My parents were postal workers who took pride in simple things. Their home. Their garden. The sunny optimism they passed on to their children. I thought I knew my parents so well. I was wrong.
I set out to write a book exploring America’s hidden conversation about race but changed course when I started listening intently to the hidden conversations in my own family. I was shocked to learn that my father was shot in the leg by white police officers in Birmingham, Alabama shortly after returning from his military service in World War II. While the wound was superficial, the experience was not and the story remained submerged for decades. He didn’t even tell my mother. But my Mother also had a secret. She never spoke about the years her mother worked as an itinerant Aunt Jemima, traveling to small towns conducting pancake mix demonstrations, dressed in a hoop skirt and apron with a bandanna on her head.

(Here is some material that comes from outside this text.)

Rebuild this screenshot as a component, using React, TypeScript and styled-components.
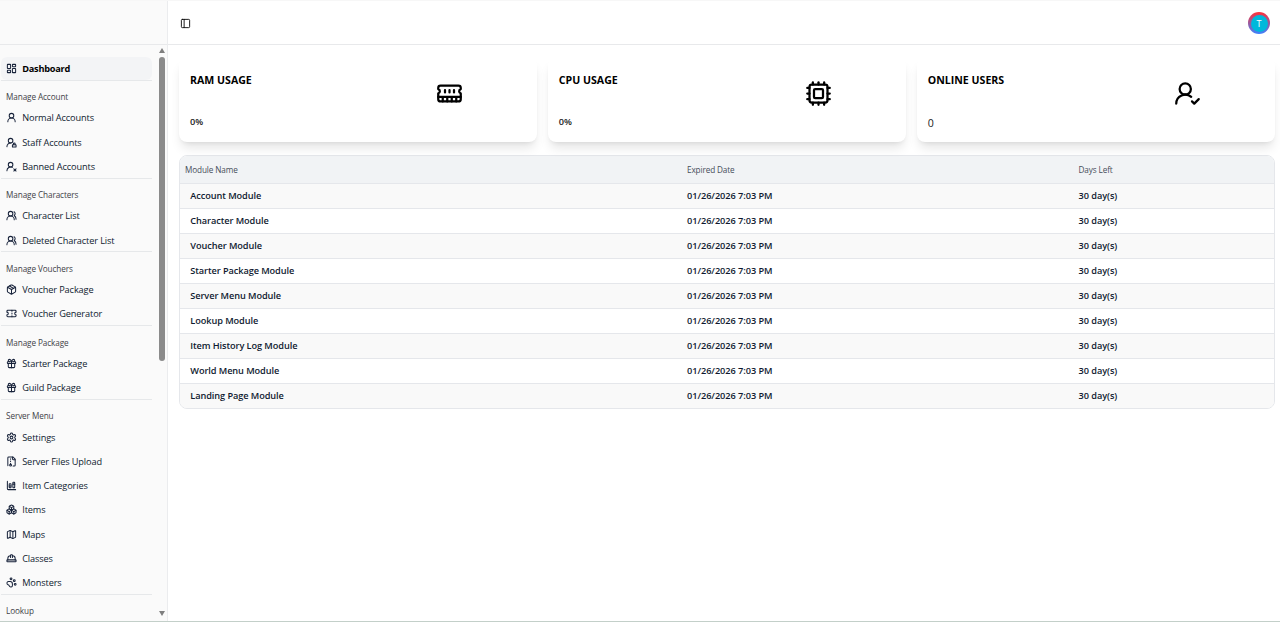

My parents kept these stories to themselves because they wanted their children to soar. They didn’t want to weigh down our pockets with tales of woe. Instead, they armed us with ambition instead of anxiety. I always knew I was shaped by my parents’ expectations and the advice they doled out. What I did not realize until recently is that I was also shaped by the weight of their silence. I now understand that I was molded in myriad ways by those things they never talked about but that nonetheless dictated how they lived their lives. Silence, I learned, had its rewards…..and its costs.
I hope The Grace of Silence encourages people to think about their own complex family legacies and to consider a core question: How well do we really know the people who raised us?